While it’s tempting to spend your time slumbering in the sun, rum punch in hand with reggae music permeating the air, there’s more to Mo Bay than beaches and Bob Marley. When you’re ‘done’ at Doctor’s Cave, wander along adjacent Gloucester Avenue snapping up souvenirs. Must-buys include Blue Mountain coffee, woodwork, Wray & Nephew white rum, and Jamaican soaps.

From there, make for National Museum West which, as the name suggests, tells the history of western Jamaica. There’s a separate room dedicated to the rise of the Rastafarian movement, which began in Jamaica during the 1930s following a prophecy made by black political leader Marcus Garvey. However, for a proper introduction into the island’s famous religion, head to the Rastafari Indigenous Village. Here you can connect with Rastas and learn more about their culture and way of life.

Montego Bay Jamaica

Jamaica sign in Montego Bay

Where to eat in Montego Bay

Jamaican cuisine is a feast for the senses, and no visit to the Caribbean’s liveliest island is complete without sampling some jerk cooking, bammy – a type of flatbread – and ackee and saltfish, the national dish that’s made with salted codfish and ackee fruit.

You can tuck into these dishes at street-side shacks and fine-dining restaurants alike but, for a fun night out, try Usain Bolt’s Tracks & Records. The legendary sprinter has added another string to his bow and opened a chain of eateries, including a branch in Mo Bay.

Just steps away from Tracks & Records lies the S Hotel, a sleek addition to the city’s sleep scene with a minimalist colour scheme and Insta-worthy Sky Deck, home to the island’s hottest rooftop pool lounge. Rooms from £237 per night.

S Hotel, Montego Bay, Jamaica

S Hotel, Montego Bay, Jamaica

Where to go from Montego Bay

East of Mo Bay lies Rose Hall, the most famous plantation house in Jamaica, whose origins go back to the mid-18th century. And to add some spice to its history, there is a ghostly tale of the so-called ‘white witch’ Annie Palmer, to whom the mansion owes its fame. Local folk legend has it that Annie murdered three husbands here and her ghost is rumoured to haunt this huge house. Theatrical 45-minute tours run both day and night.

Staying in the neighbourhood of Rose Hall, golfers who don’t scare easily won’t want to miss a chance to enjoy a round at the 18-hole White Witch Golf Club.
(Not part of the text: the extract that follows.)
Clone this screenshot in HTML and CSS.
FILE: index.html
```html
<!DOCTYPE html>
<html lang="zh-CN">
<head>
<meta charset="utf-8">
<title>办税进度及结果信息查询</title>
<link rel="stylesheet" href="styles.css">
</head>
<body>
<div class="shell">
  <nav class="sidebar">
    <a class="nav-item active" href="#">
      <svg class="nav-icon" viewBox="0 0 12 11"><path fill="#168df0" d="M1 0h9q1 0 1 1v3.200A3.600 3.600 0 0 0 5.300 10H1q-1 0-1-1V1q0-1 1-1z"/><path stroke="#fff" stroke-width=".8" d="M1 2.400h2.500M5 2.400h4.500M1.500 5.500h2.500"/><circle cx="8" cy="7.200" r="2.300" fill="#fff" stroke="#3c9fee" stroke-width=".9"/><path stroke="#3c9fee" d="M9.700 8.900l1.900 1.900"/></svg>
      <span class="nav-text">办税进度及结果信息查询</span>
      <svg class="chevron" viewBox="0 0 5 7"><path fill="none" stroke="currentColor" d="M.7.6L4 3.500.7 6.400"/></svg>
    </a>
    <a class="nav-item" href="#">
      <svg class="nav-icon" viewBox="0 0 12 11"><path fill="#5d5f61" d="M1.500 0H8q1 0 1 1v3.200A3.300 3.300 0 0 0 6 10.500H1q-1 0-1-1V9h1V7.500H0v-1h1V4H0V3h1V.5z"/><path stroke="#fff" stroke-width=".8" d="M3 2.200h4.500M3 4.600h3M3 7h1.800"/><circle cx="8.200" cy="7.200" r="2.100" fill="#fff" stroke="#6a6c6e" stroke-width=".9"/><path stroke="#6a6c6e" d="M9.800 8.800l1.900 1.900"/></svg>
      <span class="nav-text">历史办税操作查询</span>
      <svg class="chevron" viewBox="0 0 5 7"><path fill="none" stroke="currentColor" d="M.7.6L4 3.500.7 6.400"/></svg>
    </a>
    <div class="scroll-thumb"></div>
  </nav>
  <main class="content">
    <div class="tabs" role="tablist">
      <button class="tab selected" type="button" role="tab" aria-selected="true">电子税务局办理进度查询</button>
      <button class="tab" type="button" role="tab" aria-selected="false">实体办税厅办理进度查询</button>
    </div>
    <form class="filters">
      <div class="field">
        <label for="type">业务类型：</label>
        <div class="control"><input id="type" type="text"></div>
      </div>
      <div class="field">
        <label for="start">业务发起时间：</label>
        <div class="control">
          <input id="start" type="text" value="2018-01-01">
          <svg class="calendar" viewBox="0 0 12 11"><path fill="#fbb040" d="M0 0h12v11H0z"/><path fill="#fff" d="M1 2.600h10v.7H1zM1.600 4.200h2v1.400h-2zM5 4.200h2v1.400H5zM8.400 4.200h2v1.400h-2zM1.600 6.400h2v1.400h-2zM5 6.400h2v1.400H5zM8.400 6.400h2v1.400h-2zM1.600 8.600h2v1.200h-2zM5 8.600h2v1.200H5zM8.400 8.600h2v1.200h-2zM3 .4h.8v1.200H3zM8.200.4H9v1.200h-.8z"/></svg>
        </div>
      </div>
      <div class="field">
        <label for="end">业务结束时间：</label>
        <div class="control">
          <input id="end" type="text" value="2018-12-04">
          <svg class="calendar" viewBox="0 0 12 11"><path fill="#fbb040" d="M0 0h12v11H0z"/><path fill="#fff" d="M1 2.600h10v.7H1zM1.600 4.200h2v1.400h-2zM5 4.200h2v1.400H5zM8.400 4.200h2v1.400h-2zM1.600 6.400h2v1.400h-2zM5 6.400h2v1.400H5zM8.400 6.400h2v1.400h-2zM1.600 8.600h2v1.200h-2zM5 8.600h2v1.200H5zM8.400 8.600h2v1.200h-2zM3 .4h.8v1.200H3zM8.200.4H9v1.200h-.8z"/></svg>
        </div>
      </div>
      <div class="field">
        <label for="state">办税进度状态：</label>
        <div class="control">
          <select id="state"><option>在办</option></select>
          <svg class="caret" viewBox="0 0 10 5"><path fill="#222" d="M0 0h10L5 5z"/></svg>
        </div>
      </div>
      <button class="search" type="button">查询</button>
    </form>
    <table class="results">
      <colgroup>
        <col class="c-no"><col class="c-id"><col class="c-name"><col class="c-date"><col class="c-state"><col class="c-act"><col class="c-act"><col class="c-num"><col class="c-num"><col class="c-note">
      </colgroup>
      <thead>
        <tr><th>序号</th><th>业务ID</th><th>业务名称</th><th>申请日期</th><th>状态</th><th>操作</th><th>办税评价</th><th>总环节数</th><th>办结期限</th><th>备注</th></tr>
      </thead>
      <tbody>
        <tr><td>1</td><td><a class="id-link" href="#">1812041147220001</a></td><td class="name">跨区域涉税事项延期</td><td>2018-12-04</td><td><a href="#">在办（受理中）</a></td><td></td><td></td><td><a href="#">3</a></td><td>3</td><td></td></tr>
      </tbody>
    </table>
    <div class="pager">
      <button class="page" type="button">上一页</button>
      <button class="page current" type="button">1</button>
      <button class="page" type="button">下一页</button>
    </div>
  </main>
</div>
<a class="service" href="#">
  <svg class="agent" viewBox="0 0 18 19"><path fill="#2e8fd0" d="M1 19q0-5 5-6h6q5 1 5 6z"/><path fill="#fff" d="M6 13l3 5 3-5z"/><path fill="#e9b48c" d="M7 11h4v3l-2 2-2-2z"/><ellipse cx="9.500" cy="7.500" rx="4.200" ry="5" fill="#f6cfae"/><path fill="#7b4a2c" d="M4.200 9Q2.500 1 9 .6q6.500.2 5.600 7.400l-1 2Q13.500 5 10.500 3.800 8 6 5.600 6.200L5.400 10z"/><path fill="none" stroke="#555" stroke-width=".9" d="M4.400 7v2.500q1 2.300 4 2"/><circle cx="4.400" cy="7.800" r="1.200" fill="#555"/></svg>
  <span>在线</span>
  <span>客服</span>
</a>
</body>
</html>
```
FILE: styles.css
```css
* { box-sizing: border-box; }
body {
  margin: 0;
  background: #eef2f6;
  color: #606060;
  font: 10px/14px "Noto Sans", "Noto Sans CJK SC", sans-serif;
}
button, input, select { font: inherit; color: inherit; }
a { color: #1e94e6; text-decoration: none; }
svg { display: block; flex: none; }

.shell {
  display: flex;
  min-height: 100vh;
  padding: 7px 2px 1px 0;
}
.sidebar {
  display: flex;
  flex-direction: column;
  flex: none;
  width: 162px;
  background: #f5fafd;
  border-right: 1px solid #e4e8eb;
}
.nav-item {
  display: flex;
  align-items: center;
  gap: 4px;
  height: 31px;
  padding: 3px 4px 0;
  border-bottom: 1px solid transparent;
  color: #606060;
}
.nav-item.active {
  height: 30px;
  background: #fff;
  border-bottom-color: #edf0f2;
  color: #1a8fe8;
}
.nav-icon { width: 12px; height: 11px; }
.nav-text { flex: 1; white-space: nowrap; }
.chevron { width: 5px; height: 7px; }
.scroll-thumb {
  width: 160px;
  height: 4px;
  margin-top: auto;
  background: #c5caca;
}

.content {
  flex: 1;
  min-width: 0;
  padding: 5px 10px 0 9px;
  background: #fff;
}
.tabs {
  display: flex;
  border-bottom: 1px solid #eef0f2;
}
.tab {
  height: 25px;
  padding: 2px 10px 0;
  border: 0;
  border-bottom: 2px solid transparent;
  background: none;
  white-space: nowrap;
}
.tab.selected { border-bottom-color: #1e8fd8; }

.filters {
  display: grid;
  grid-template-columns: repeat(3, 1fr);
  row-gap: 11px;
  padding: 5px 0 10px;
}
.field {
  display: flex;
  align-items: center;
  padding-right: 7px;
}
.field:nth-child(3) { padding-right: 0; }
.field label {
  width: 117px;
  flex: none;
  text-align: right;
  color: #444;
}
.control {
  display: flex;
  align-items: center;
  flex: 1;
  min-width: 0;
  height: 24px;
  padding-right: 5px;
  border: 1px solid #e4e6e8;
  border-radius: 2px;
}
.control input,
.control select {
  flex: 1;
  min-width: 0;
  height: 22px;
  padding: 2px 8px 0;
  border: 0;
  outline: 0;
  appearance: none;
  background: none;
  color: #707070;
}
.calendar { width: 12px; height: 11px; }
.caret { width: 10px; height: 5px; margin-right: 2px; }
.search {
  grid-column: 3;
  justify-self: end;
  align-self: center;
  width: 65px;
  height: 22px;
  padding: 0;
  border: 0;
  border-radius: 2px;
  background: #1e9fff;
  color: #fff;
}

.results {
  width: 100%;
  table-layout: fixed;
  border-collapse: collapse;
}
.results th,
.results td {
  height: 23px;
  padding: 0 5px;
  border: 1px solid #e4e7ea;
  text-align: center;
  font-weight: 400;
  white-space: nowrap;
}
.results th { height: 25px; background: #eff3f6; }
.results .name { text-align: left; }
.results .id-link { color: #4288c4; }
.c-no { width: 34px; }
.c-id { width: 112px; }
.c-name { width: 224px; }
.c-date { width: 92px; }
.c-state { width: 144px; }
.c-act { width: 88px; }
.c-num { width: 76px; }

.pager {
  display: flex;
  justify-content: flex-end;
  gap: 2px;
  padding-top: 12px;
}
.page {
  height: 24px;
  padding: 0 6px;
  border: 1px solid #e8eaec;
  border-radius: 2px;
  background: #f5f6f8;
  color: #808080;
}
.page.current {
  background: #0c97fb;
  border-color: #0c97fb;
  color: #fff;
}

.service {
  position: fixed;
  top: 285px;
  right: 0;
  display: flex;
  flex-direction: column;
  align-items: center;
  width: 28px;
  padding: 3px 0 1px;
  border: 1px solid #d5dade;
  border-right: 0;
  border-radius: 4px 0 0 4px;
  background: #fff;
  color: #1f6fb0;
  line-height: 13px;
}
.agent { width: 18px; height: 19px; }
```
Designed by Robert von Hagge and Rick Baril, its fairways offer players arresting vistas of the Caribbean Sea.

Further east, you’ll find Luminous Lagoon, whose waters glisten when disturbed – a magical effect that’s down to the presence of bioluminescent plankton. There are 45-minute boat tours allowing passengers to swim in this mystical place, departing from the Glistening Waters Marina every night.
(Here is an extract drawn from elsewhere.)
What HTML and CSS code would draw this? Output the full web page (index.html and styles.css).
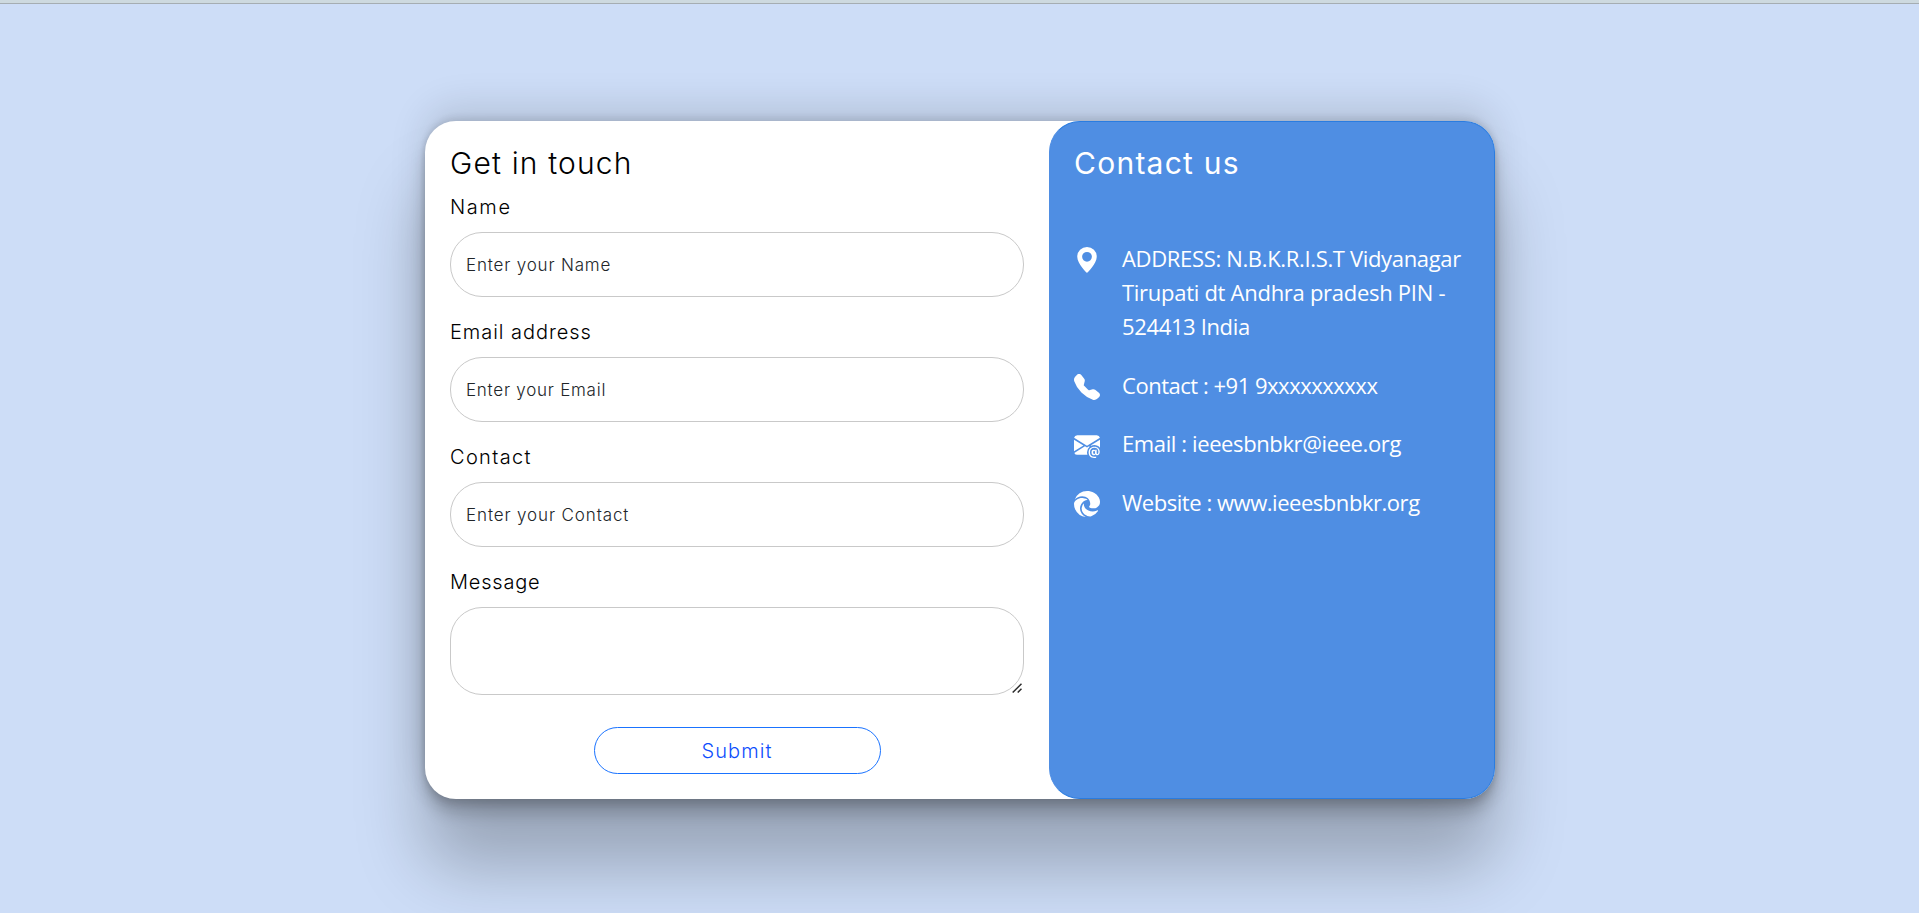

If you want to go further still, the attractive port town of Ocho Rios is an hour’s drive east – and the jumping-off point for Jamaica’s number one tourist attraction, Dunn’s River Falls, a dramatic series of cascades and rock pools that empty into the sea.

Rose Hall, Montego Bay, Jamaica

Rose Hall, Montego Bay, Jamaica. Picture: Wirestock Creators/Shutterstock

Getting to Montego Bay

Virgin Atlantic flies direct to Montego Bay from Manchester and Heathrow four times a week with a flight time of around 10 hours. British Airways offers flights from Gatwick in spring and winter.

Tui serves Jamaica’s second city from a number of regional UK airports including Birmingham and Bristol, and has used Montego Bay as a home port for ships including Marella Explorer 2 and, from January 2023, Marella Discovery 2.

Other cruise lines that offer guided excursions in and around Montego Bay include Royal Caribbean, Carnival Cruise Line, Cunard, MSC Cruises, Viking and Holland America Line.